A year ago, a major leak sprung in the concrete base of the 103-year-old Newport Avenue dam, allowing river water to surge through the hole and essentially drain Mirror Pond. It was hoped that the leak—the third in six years—would finally force a conclusion to the debate over what to do about Mirror Pond. Yet, over the past year, the debate seemed to have stalled out, once again, into an eddy.
But last Friday, it was a packed room in the Bend Park and Recreation District office for the latest public meeting of the Mirror Pond Ad-Hoc Committee where it unveiled a Mirror Pond and Downtown Redevelopment Concept. The announcement was encouraging—both for its potential to resolve the vexing problem of whether to maintain the iconic lake, or to let the river run free and, moreover, becuase the proposal is serving as a springboard into an even broader conversation about downtown development.
Bend Park and Recreation Department Director Don Horton repeated some of the same information—that in surveys respondents have been evenly split between two options, keeping the dam (and saving Mirror Pond) and letting the Deschutes River run free. That lack of public consensus has been blamed as one of the sticking points. "How do you bring those two polarizing opinions together?" Horton prefaced last Friday's presentation. He went on to explain that the second choice of both factions was a hybrid approach that replaces the failing dam with a cascading rock structure that allows safe fish passage while maintaining Mirror Pond—appeasing both the aesthetics of maintaining the iconic feature as well as considering environmental needs.
Moreover, the proposal seems to move past—or at least towards—a solution for another sticking point: How to fund these ideas. "Given that this is our crown jewel in Bend, we need to make sure that we do it right," Horton said, and explained that funding for the project would come from private sector development made possible through the sale or leasing of City and Park-owned riverfront properties. Horton said that the goal is to avoid seeking any public funding via tax or bond measures.
After years of languishing and seemingly being bogged down by problems, the conversation about the future of Mirror Pond was infused with optimism following Friday's presentation.

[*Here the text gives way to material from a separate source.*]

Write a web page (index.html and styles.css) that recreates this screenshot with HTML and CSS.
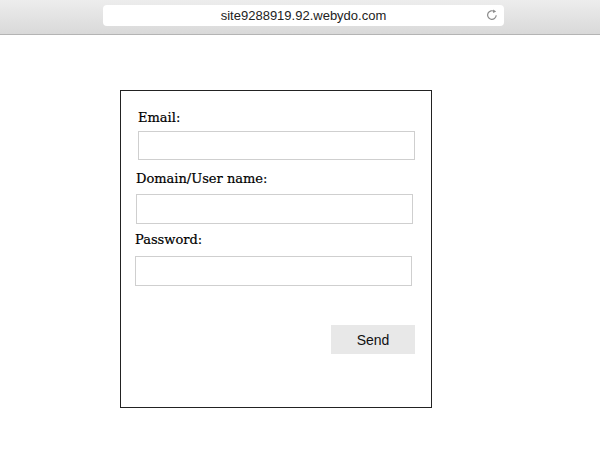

What was perhaps the biggest surprise last Friday is that the Mirror Pond Ad-Hoc Committee went even further than considering the immediate issues resulting from the failing Newport Dam and presented a grander and broader plan for redeveloping the downtown area—both to better connect downtown with the Deschutes River, and also to invite the private sector development that the plan relies on for funding.
In its current form, the proposal would include removing the Brooks Alley parking in an effort to make downtown more of a riverfront experience.
"One of the most beautiful areas in the entire city and what do we do? We park cars there," said ad hoc committee member Victor Chudowsky. "If we use that area to expand the retail area of downtown, it would also improve access to the river."
Where that parking would go is still up in the air—or, under the ground, as one possibility suggests burying the parking lots under their current footprint.
In a comment posted to the Source's Facebook page, David Marchi, owner of Crow's Feet Commons, suggests that the project also could be an opportunity for developing more walkable commercial centers as cities like Boulder, Colo., and Burlington, Vt., have done. "If this project is to succeed," he wrote, "we need a broad range scope to get people to engage downtown on foot or bicycle."
Of those who spoke during the public comment period last Friday, none expressed objection to the overall concept. Rather, most were excited about both the hybrid nature of the project and the possibilities for urban renewal.
While the proposal is far from complete or perfect, it is exciting and encouraging to see the plans move past previous sticking points, and also to move toward bigger ideas. With a series of open house meetings through the end of the year, there will be plenty of opportunities for the public to make comments and suggest adjustments to the committee.